Look for "styled" in the listing below. Gather each line that contains it.

[start]

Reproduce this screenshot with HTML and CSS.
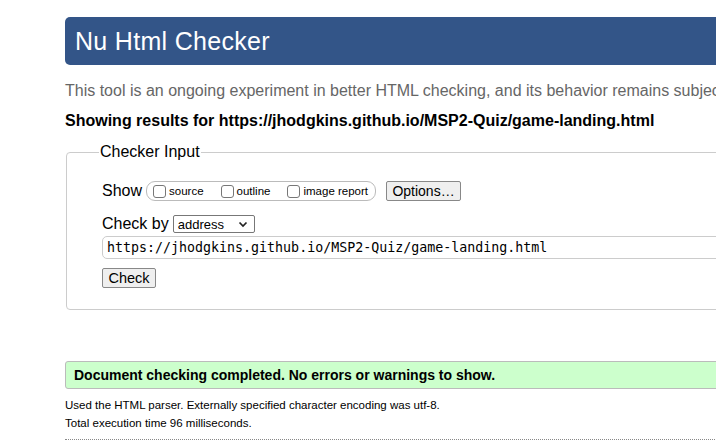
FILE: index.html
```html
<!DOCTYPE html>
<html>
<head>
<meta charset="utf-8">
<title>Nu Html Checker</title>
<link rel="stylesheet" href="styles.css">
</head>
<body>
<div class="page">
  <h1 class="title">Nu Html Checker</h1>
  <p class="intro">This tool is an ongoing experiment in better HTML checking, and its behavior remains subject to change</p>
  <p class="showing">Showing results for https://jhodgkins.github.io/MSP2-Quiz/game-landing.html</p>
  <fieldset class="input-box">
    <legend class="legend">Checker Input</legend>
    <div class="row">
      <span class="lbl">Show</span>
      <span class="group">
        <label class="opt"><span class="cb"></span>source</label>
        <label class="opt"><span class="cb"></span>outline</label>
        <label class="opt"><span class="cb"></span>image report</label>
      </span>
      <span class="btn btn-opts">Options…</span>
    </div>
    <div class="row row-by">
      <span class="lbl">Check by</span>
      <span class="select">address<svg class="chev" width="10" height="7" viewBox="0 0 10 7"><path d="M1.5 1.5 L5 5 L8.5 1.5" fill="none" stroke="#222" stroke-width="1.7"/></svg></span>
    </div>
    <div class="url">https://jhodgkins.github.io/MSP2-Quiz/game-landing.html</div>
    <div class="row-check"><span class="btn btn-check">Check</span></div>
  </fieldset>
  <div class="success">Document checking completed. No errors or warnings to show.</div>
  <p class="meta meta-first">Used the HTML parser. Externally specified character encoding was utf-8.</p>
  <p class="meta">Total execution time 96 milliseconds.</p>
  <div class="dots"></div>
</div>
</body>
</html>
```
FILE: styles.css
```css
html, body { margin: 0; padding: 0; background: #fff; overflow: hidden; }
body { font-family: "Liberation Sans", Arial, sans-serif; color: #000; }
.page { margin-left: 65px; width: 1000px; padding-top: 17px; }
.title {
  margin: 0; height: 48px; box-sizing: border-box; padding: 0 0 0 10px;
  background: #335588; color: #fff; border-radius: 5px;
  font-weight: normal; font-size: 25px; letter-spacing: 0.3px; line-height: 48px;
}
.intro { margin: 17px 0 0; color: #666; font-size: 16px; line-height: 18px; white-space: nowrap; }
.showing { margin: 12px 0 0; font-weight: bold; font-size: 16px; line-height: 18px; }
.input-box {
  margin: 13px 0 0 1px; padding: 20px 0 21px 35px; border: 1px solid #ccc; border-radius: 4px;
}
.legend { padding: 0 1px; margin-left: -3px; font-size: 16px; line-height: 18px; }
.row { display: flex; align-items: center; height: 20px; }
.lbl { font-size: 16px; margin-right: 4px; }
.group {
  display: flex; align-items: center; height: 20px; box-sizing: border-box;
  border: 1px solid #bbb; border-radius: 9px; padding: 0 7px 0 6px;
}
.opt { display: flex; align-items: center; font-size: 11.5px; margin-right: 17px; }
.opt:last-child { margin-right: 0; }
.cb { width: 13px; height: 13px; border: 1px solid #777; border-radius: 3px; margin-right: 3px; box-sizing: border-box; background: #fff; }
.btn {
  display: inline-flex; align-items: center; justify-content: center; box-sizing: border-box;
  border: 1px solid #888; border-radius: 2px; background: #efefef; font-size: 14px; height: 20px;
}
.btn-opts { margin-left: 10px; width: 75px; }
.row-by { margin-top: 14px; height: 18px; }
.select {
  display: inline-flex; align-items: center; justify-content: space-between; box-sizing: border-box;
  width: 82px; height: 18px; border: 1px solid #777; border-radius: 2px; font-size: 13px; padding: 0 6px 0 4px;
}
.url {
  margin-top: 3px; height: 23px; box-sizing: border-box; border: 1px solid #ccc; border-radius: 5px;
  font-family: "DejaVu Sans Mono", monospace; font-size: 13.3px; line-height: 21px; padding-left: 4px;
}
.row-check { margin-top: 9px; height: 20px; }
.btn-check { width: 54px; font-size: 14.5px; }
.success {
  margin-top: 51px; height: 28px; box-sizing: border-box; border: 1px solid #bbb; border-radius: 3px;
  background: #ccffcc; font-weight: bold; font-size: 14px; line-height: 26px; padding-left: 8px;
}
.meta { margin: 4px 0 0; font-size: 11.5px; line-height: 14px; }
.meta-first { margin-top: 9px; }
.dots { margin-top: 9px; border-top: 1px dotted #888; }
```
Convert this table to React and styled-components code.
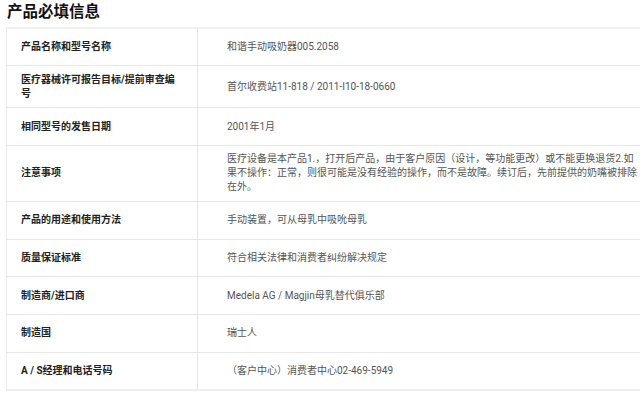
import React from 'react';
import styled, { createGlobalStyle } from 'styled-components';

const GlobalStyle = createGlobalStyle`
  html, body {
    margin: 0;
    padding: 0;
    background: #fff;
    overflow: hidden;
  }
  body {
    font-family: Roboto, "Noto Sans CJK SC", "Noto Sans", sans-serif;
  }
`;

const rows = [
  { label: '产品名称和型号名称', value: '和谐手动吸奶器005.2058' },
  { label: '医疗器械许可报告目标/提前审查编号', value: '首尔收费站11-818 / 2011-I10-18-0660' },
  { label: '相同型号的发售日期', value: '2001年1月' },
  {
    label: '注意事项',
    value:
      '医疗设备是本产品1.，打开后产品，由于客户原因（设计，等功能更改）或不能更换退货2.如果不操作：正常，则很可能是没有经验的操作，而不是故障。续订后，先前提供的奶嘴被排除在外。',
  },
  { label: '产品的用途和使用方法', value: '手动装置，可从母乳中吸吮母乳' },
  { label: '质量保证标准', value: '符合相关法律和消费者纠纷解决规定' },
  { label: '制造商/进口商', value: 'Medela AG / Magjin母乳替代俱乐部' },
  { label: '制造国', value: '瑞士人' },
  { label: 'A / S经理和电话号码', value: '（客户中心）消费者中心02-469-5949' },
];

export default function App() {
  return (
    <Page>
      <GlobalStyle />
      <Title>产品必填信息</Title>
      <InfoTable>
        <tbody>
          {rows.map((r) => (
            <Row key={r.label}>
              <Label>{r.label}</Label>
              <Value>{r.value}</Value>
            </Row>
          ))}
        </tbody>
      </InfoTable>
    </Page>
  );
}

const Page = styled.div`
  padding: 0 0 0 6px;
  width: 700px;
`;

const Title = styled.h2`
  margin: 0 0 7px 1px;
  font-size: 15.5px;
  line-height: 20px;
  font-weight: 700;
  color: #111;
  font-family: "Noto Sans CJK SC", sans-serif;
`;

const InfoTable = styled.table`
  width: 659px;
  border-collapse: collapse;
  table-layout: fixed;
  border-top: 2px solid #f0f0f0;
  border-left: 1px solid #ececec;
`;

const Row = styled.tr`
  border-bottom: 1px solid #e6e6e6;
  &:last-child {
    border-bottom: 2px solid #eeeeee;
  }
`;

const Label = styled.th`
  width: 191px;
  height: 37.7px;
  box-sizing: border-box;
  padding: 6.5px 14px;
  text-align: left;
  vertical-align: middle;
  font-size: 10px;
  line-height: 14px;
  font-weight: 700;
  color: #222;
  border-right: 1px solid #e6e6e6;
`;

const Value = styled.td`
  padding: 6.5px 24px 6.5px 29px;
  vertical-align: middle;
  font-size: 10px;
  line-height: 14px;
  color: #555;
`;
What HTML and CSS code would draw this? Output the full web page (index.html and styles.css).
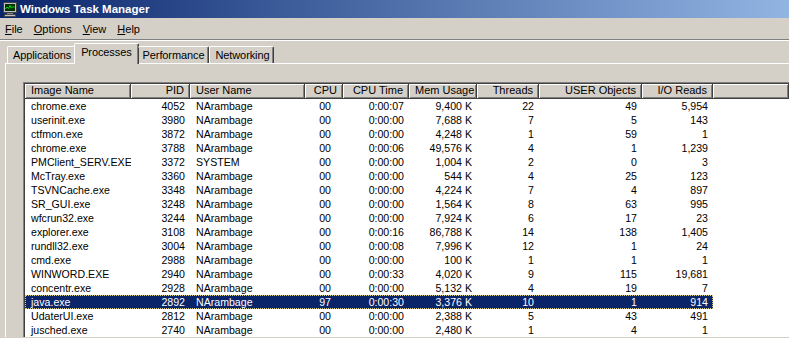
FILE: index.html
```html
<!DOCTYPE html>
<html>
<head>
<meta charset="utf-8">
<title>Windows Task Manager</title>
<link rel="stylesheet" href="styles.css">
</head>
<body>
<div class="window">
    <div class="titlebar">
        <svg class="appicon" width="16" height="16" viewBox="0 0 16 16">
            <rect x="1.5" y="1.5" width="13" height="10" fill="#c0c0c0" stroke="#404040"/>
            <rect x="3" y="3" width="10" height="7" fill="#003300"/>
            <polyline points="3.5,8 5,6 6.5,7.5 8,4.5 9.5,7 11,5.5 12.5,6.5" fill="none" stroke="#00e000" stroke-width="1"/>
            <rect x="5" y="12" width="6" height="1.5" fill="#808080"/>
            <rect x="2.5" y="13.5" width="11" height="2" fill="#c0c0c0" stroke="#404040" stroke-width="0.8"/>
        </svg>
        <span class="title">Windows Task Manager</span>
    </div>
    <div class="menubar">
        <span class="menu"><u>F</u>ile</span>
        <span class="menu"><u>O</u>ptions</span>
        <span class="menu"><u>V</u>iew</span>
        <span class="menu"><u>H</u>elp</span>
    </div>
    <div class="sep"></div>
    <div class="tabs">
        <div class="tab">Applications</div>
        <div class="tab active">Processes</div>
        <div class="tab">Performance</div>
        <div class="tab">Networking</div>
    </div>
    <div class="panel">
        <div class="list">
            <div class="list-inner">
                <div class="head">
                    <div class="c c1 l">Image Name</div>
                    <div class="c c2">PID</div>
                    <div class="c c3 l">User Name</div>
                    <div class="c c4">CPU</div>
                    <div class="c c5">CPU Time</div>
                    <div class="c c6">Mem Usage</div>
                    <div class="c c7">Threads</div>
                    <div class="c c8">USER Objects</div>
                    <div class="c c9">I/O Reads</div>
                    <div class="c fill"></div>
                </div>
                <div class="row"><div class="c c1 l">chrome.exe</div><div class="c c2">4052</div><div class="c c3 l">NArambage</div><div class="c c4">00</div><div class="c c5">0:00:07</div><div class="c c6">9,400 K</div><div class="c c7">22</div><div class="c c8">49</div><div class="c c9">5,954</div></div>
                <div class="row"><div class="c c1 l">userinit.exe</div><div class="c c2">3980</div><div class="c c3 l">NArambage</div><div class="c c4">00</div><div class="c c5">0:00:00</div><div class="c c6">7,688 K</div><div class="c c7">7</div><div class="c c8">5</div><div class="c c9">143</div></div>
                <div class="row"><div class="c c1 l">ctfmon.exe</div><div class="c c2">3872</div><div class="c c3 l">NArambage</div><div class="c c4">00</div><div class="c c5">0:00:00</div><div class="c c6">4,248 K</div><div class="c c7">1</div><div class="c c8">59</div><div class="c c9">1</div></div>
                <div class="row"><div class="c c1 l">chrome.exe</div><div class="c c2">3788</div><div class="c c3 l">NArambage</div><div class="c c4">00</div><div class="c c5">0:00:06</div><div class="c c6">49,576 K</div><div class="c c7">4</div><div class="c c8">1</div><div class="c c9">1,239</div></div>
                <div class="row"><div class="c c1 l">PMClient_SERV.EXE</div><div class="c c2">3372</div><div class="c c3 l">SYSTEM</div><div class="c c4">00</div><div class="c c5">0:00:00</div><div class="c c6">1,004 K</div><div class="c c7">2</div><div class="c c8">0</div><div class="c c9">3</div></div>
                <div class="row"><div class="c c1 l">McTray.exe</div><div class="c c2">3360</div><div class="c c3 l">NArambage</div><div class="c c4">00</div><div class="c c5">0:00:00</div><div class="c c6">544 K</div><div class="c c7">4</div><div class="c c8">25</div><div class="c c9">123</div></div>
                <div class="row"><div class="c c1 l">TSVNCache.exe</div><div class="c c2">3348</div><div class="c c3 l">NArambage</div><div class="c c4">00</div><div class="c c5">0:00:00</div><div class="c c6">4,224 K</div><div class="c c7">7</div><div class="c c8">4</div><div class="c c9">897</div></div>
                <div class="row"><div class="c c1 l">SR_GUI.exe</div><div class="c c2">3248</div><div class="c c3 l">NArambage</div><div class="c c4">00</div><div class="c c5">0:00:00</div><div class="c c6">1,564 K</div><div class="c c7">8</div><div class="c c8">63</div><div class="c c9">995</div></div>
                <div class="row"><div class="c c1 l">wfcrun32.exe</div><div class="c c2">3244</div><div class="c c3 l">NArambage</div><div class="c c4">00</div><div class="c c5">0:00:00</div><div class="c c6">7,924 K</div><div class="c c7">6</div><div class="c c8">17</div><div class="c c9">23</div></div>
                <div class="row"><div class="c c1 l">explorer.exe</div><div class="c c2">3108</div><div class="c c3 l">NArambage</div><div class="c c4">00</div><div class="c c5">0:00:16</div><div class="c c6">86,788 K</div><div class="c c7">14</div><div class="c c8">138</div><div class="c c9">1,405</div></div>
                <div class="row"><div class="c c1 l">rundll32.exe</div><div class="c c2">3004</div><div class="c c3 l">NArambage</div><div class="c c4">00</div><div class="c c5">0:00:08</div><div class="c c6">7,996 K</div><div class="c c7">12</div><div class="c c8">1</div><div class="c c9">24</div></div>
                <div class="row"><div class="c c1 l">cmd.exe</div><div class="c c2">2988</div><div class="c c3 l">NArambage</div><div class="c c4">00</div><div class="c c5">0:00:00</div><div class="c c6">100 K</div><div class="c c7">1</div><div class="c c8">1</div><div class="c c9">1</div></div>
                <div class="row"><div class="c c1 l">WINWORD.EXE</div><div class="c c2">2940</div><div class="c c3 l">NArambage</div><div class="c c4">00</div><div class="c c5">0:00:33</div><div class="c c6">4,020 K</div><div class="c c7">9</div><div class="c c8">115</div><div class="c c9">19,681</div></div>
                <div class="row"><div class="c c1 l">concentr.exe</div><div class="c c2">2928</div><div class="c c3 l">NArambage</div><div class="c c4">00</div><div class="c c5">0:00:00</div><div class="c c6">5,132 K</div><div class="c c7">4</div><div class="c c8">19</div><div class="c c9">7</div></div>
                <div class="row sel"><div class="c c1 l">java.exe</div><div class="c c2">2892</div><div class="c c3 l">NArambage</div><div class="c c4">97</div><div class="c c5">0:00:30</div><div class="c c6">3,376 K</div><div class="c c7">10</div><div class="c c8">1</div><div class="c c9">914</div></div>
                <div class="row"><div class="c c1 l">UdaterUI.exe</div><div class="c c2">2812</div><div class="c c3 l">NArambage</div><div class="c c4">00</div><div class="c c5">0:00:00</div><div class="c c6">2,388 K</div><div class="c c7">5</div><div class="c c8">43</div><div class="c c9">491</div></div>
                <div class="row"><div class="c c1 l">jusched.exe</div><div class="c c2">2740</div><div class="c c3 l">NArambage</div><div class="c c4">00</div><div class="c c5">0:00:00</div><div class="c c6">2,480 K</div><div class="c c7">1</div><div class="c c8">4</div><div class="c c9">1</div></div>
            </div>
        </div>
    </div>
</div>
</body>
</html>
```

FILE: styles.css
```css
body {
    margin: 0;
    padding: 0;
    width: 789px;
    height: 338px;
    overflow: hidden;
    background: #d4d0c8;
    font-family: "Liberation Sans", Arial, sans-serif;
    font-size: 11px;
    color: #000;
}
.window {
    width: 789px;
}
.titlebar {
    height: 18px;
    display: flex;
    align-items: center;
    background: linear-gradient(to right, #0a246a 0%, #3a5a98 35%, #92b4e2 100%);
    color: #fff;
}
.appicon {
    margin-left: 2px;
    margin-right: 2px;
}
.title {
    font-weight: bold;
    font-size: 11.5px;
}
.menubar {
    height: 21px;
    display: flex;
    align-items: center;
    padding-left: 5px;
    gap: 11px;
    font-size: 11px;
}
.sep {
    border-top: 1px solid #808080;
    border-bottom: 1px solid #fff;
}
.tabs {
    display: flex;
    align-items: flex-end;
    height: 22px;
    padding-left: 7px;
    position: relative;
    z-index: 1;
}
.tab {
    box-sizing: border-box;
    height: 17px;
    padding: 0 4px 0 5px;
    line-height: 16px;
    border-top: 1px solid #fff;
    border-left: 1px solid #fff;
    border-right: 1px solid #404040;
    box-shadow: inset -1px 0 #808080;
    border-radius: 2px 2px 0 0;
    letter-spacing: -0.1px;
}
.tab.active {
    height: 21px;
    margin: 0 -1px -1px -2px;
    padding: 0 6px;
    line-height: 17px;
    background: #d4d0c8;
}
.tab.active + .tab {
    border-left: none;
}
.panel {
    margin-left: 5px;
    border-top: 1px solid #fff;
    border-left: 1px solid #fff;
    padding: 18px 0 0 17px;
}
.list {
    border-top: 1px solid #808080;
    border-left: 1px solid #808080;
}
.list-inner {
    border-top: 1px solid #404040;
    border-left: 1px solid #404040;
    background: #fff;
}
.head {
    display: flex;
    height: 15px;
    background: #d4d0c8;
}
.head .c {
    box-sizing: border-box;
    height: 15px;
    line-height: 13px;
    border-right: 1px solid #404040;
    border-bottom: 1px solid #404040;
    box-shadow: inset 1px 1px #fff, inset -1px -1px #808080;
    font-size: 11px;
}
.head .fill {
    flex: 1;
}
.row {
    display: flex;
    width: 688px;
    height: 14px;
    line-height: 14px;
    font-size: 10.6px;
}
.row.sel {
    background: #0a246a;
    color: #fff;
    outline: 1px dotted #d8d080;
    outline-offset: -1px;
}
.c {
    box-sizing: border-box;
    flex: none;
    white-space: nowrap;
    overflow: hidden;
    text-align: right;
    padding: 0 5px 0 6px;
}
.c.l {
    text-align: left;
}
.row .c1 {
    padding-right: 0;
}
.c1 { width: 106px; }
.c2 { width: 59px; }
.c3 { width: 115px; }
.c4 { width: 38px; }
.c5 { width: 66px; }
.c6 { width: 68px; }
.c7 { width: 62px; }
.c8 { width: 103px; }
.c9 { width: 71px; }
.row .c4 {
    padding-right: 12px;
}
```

[end]

The response
Convert this table to React and styled-components code.
import styled, { createGlobalStyle } from 'styled-components';
const Page = styled.div`
const Title = styled.h2`
const InfoTable = styled.table`
const Row = styled.tr`
const Label = styled.th`
const Value = styled.td`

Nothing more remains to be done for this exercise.